17. The formulation of any one of claims 1-16, wherein the formulation has a pH of about 5.0 to about 7.0.

18. The formulation of any one of claims 1-16, wherein the formulation has a pH of about 6.0.

19. The formulation of claim 1, comprising (a) the antibody at a concentration of 15 mg/mL; (b) arginine at a concentration of 125 mM; (c) succinate at a concentration of 20 mM; (d) sodium chloride at a concentration of 80 mM; and (e) polysorbate at a concentration of 0.025%, wherein the formulation has a pH of 6.0.

20. The formulation of any one of claims 1-19, wherein less than 5% of the antibodies in the formulation aggregate after freezing and thawing as measured by size exclusion chromatography high performance liquid chromatography (SEC-HPLC) to determine the abundance of small antibody oligomers.

21. The formulation of claim 20, wherein less than 5% of the antibodies in the formulation aggregate after five times freezing and thawing, as measured by size exclusion chromatography high performance liquid chromatography (SEC-HPLC) to determine the abundance of small antibody oligomers.

22. The formulation of any one of claims 1-21, wherein less than 5% of the antibodies in the formulation aggregate after shaking overnight at 800rpm as measured by size exclusion chromatography high performance liquid chromatography (SEC-HPLC) to determine the abundance of small antibody oligomers.

23. The formulation of any one of claims 1-22, wherein the absorbance of the formulation at 400nm (a _400nm ) A less than the reference standard _400nm About 150%.

24. The formulation of claim 23, wherein the absorbance of the formulation at 400nm (a _400nm ) Less than about 0.1.

25. The formulation of any one of claims 1-24, wherein the formulation has an absorbance (a _400nm ) Less than about 0.1.

26. The formulation of any one of claims 1-25, wherein the antibody comprises an Fc region and N-glycosidically linked carbohydrate chains linked to the Fc region, wherein less than about 50% of the N-glycosidically linked carbohydrate chains of the antibody in the formulation contain fucose residues.

27. The formulation of claim 26, wherein substantially none of the N-glycosidically linked carbohydrate chains of the antibody in the composition contain fucose residues.

28. The formulation of any one of claims 1-27, wherein the antibody comprises a heavy chain variable region comprising the amino acid sequence of SEQ ID No. 7; and/or a light chain variable region comprising an amino acid sequence selected from SEQ ID NO. 8 or 9.

29. The formulation of claim 28, wherein the antibody comprises a heavy chain Fc region comprising a human IgG Fc region.
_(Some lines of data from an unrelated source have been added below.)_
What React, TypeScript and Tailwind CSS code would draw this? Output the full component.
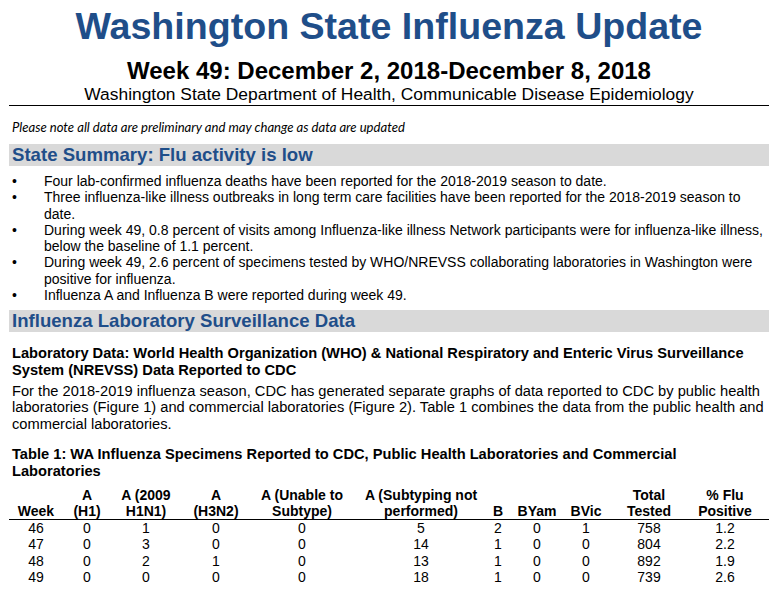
const rows = [
  ['46', '0', '1', '0', '0', '5', '2', '0', '1', '758', '1.2'],
  ['47', '0', '3', '0', '0', '14', '1', '0', '0', '804', '2.2'],
  ['48', '0', '2', '1', '0', '13', '1', '0', '0', '892', '1.9'],
  ['49', '0', '0', '0', '0', '18', '1', '0', '0', '739', '2.6'],
];

const headers = ['Week', 'A\n(H1)', 'A (2009\nH1N1)', 'A\n(H3N2)', 'A (Unable to\nSubtype)', 'A (Subtyping not\nperformed)', 'B', 'BYam', 'BVic', 'Total\nTested', '% Flu\nPositive', ''];
const widths = ['w-[54px]', 'w-[48px]', 'w-[70px]', 'w-[70px]', 'w-[102px]', 'w-[136px]', 'w-[18px]', 'w-[60px]', 'w-[38px]', 'w-[88px]', 'w-[64px]', 'w-[12px]'];

const bullets = [
  'Four lab-confirmed influenza deaths have been reported for the 2018-2019 season to date.',
  'Three influenza-like illness outbreaks in long term care facilities have been reported for the 2018-2019 season to date.',
  'During week 49, 0.8 percent of visits among Influenza-like illness Network participants were for influenza-like illness, below the baseline of 1.1 percent.',
  'During week 49, 2.6 percent of specimens tested by WHO/NREVSS collaborating laboratories in Washington were positive for influenza.',
  'Influenza A and Influenza B were reported during week 49.',
];

function SectionBar({ children }: { children: React.ReactNode }) {
  return (
    <div className="bg-[#d9d9d9] h-[22px] pl-[3px] text-[18.6px] leading-[22px] font-bold text-[#1f4e89]">
      {children}
    </div>
  );
}

export default function App() {
  return (
    <div className="w-[779px] h-[597px] overflow-hidden bg-white text-black pl-[9px] pr-[10px] font-['Liberation_Sans',Arial,sans-serif]">
      {/* header */}
      <h1 className="pt-[4px] text-center text-[37.6px] leading-[45px] font-bold text-[#1f4e89]">
        Washington State Influenza Update
      </h1>
      <h2 className="mt-[9px] text-center text-[24px] leading-[26px] font-bold">
        Week 49: December 2, 2018-December 8, 2018
      </h2>
      <div className="text-center text-[17.4px] leading-[20px] border-b border-black pb-[1px]">
        Washington State Department of Health, Communicable Disease Epidemiology
      </div>

      <p className="mt-[13px] pl-[3px] text-[13.1px] leading-[16px] italic font-['Lato',sans-serif]">
        Please note all data are preliminary and may change as data are updated
      </p>

      <div className="mt-[9px]">
        <SectionBar>State Summary: Flu activity is low</SectionBar>
      </div>

      <ul className="mt-[7px] text-[14px] leading-[16.3px]">
        {bullets.map((b) => (
          <li key={b} className="flex">
            <span className="w-[35px] shrink-0 pl-[3px]">•</span>
            <span>{b}</span>
          </li>
        ))}
      </ul>

      <div className="mt-[7px]">
        <SectionBar>Influenza Laboratory Surveillance Data</SectionBar>
      </div>

      <h3 className="mt-[13px] pl-[3px] text-[14.67px] leading-[16.3px] font-bold">
        Laboratory Data: World Health Organization (WHO) &amp; National Respiratory and Enteric Virus Surveillance System (NREVSS) Data Reported to CDC
      </h3>
      <p className="mt-[5px] pl-[3px] mr-[-10px] text-[14.67px] leading-[16.5px]">
        For the 2018-2019 influenza season, CDC has generated separate graphs of data reported to CDC by public health laboratories (Figure 1) and commercial laboratories (Figure 2). Table 1 combines the data from the public health and commercial laboratories.
      </p>

      <h3 className="mt-[14px] pl-[3px] text-[14.67px] leading-[16.3px] font-bold">
        Table 1: WA Influenza Specimens Reported to CDC, Public Health Laboratories and Commercial
        <br />
        Laboratories
      </h3>

      <table className="mt-[8px] w-[760px] table-fixed border-collapse text-[14px] leading-[16.3px]">
        <thead>
          <tr className="border-b border-black align-bottom">
            {headers.map((h, i) => (
              <th key={i} className={`${widths[i]} p-0 text-center font-bold whitespace-pre-line leading-[16px]`}>
                {h}
              </th>
            ))}
          </tr>
        </thead>
        <tbody>
          {rows.map((r) => (
            <tr key={r[0]}>
              {r.map((c, i) => (
                <td key={i} className="p-0 text-center">
                  {c}
                </td>
              ))}
              <td />
            </tr>
          ))}
        </tbody>
      </table>
    </div>
  );
}
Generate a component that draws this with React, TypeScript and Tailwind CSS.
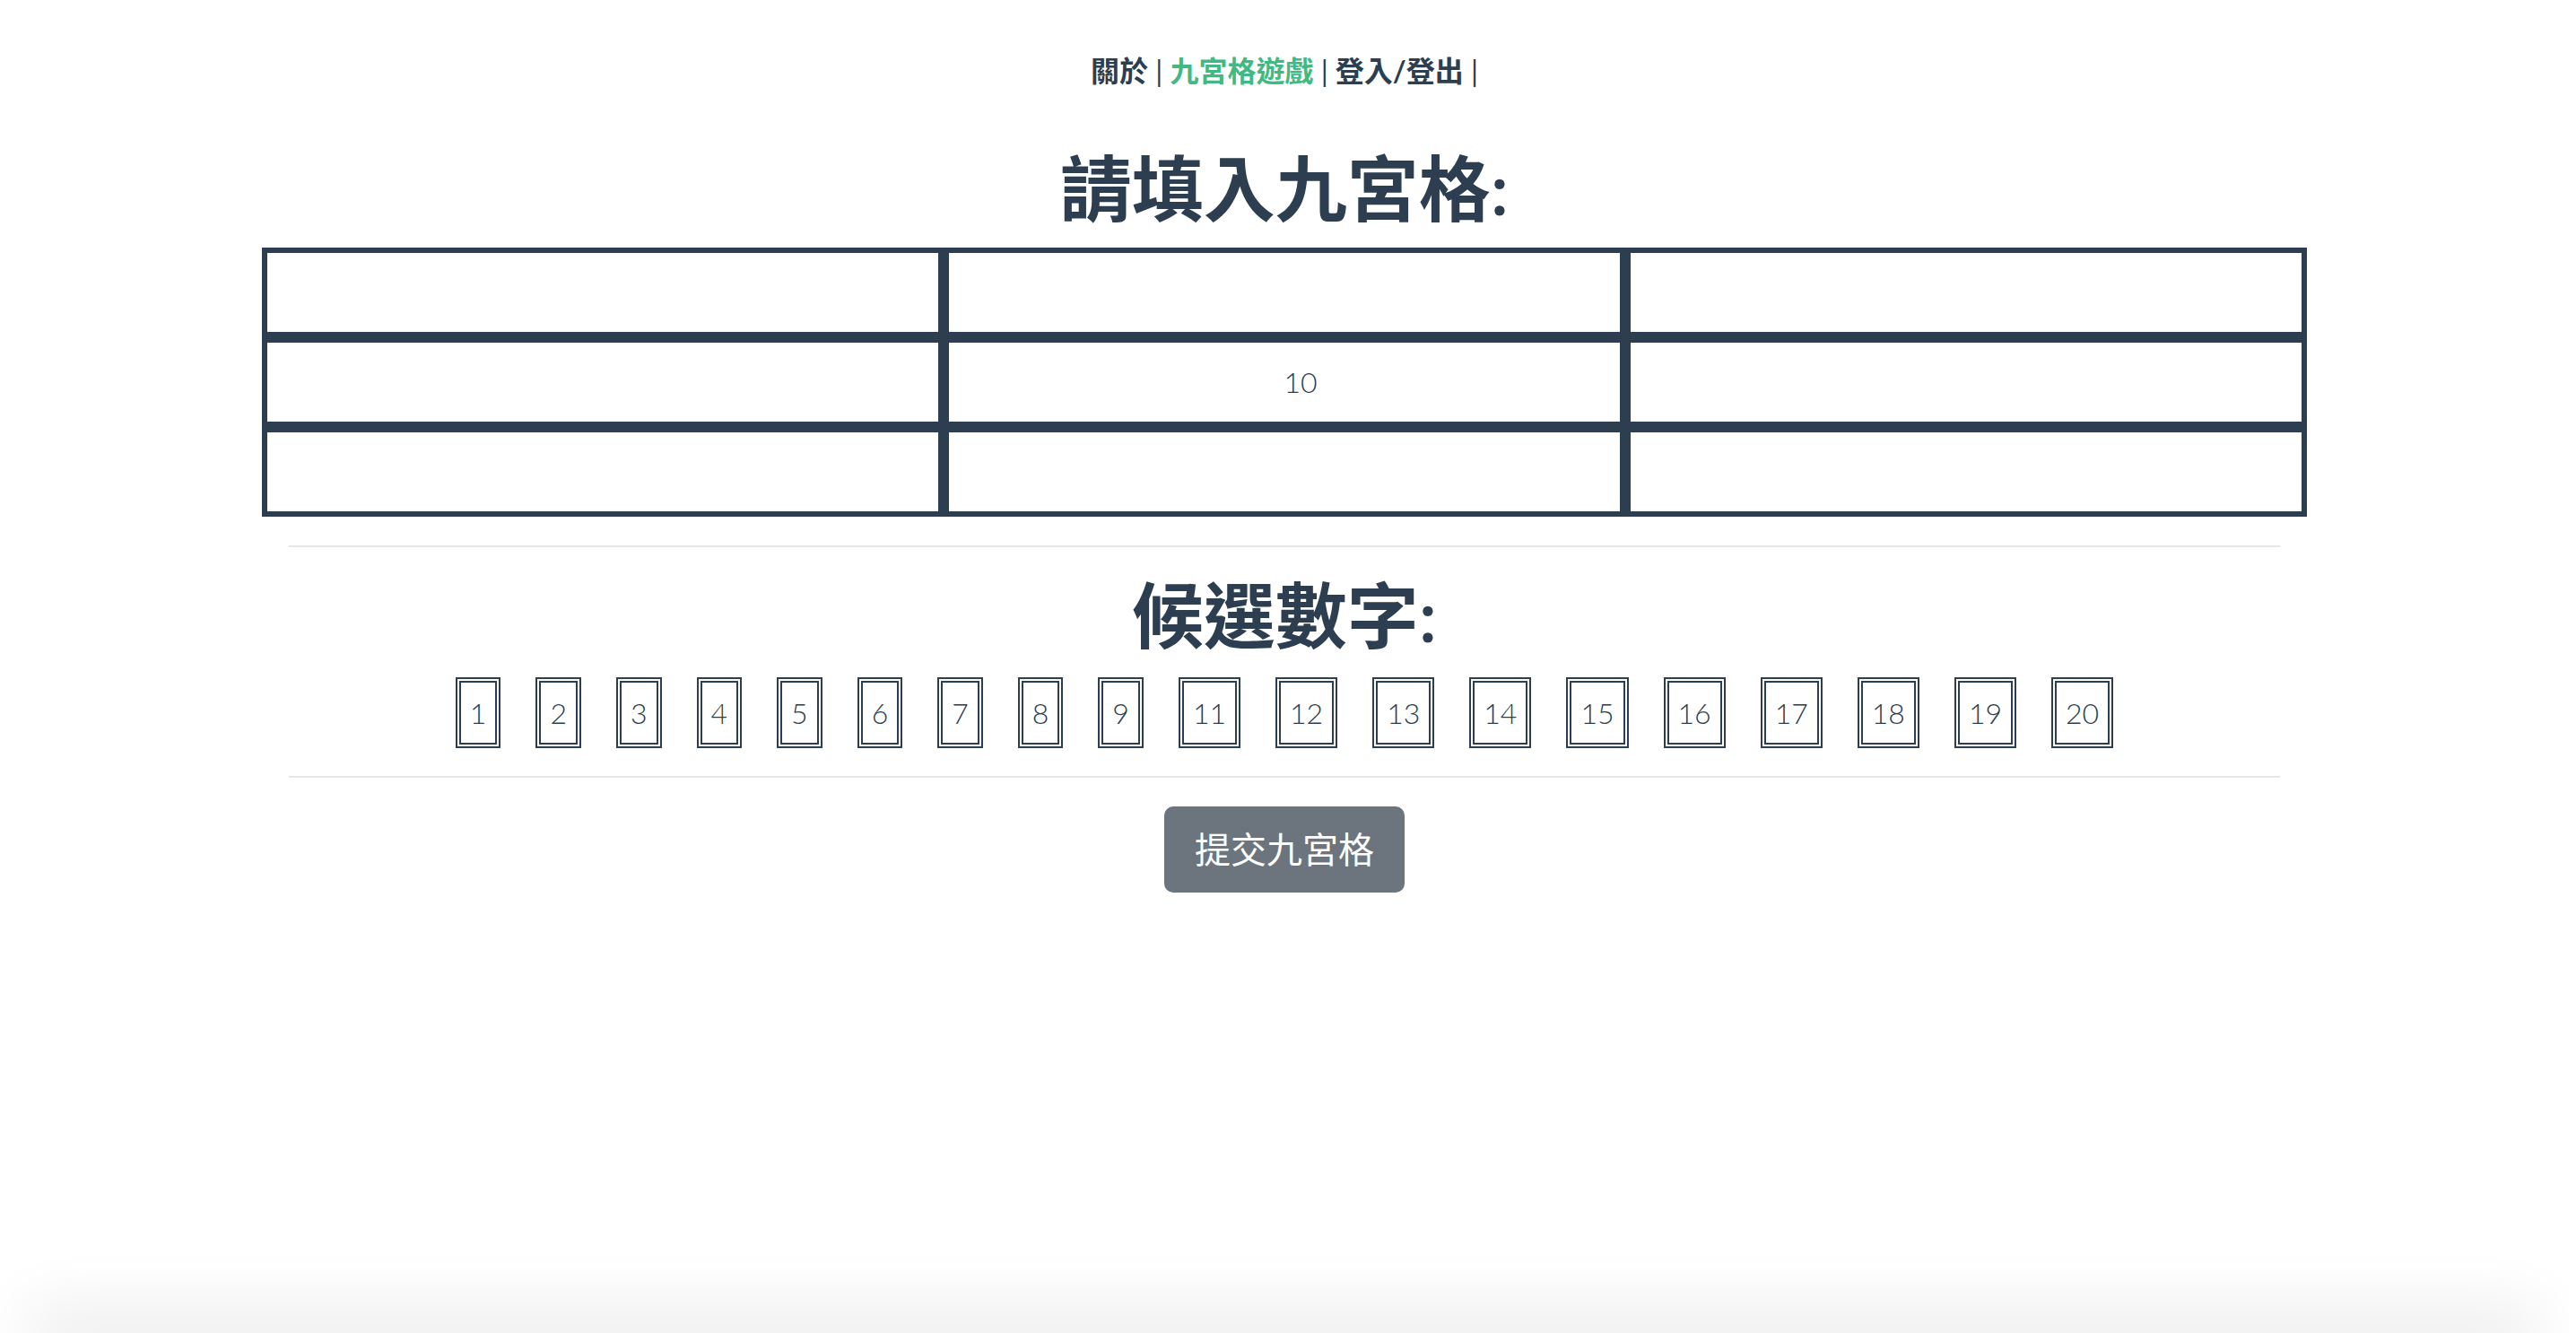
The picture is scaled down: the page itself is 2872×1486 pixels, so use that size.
const candidates = [1, 2, 3, 4, 5, 6, 7, 8, 9, 11, 12, 13, 14, 15, 16, 17, 18, 19, 20];

const cells: (number | null)[] = [null, null, null, null, 10, null, null, null, null];

export default function App() {
  return (
    <div className="flex h-[1486px] w-[2864px] flex-col items-center overflow-hidden bg-white font-['Lato','Noto_Sans_CJK_TC',sans-serif] text-[#2c3e50]">
      {/* nav */}
      <nav className="pt-[55px] text-[32px] leading-[48px]">
        <a className="font-bold text-[#2c3e50]">關於</a>
        <span> | </span>
        <a className="font-bold text-[#42b983]">九宮格遊戲</a>
        <span> | </span>
        <a className="font-bold text-[#2c3e50]">登入/登出</a>
        <span> |</span>
      </nav>

      <div className="w-[2280px] px-[30px]">
        <h1 className="mt-[58px] mb-[19px] text-center text-[80px] font-semibold leading-[96px]">請填入九宮格:</h1>

        {/* 3x3 board */}
        <div className="-mx-[30px] grid grid-cols-3">
          {cells.map((v, i) => (
            <div
              key={i}
              className="flex h-[100px] items-center justify-center border-[6px] border-[#2c3e50] pl-[36px] text-[32px] font-light"
            >
              {v ?? ""}
            </div>
          ))}
        </div>

        <hr className="mt-[32px] border-t-2 border-[#e6e6e6]" />

        <h1 className="mt-[27px] mb-[22px] text-center text-[80px] font-semibold leading-[96px]">候選數字:</h1>

        <div className="flex justify-center gap-[39px]">
          {candidates.map((n) => (
            <span
              key={n}
              className="border-[6px] border-double border-[#2c3e50] px-[10px] py-[9.5px] text-[32px] font-light leading-[48px]"
            >
              {n}
            </span>
          ))}
        </div>

        <hr className="mt-[31px] border-t-2 border-[#e6e6e6]" />

        <div className="mt-[32px] flex justify-center">
          <button className="rounded-[10px] border-2 border-[#6c757d] bg-[#6c757d] px-[32px] py-[16px] text-[40px] leading-[60px] text-white">
            提交九宮格
          </button>
        </div>
      </div>

      {/* window shadow at the bottom edge */}
      <div className="mt-auto h-0 w-[2740px] translate-y-[1px] shadow-[0_0_70px_30px_rgba(0,0,0,0.08)]" />
    </div>
  );
}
30. The formulation of claim 29, wherein the human IgG Fc region comprises a human IgG1 Fc region.

31. The formulation of claim 30, wherein the human IgG1 Fc region is nonfucosylated.

32. The formulation of claim 29, wherein the human IgG Fc region comprises a human IgG4 Fc region.

33. The formulation of claim 32, wherein the human IgG4 Fc region comprises the amino acid substitution S228P, wherein the amino acid residues are numbered according to the EU index as in Kabat.

34. The formulation of any one of claims 29-33, wherein the antibody has been engineered to improve antibody-dependent cell-mediated cytotoxicity (ADCC) activity.

35. The formulation of claim 34, wherein the antibody comprises at least one amino acid substitution in the Fc region that improves ADCC activity.

36. The formulation of any one of claims 29-35, wherein at least one or both heavy chains of the antibody are nonfucosylated.

37. The formulation of any one of claims 1-27, wherein the antibody comprises a heavy chain comprising the amino acid sequence of SEQ ID No. 19; and/or a light chain comprising an amino acid sequence selected from SEQ ID NO. 20 or 21.

38. The formulation of any one of claims 1-37, wherein the antibody is a monoclonal antibody.

39. An article of manufacture comprising a container enclosing the formulation of any one of claims 1-38.

40. The article of claim 39 wherein the container is a glass vial.

41. The article of manufacture of claim 39 or claim 40, further comprising instructions for administering the formulation intravenously.

42. The article of manufacture of claim 39 or claim 40, further comprising instructions for subcutaneously administering the formulation.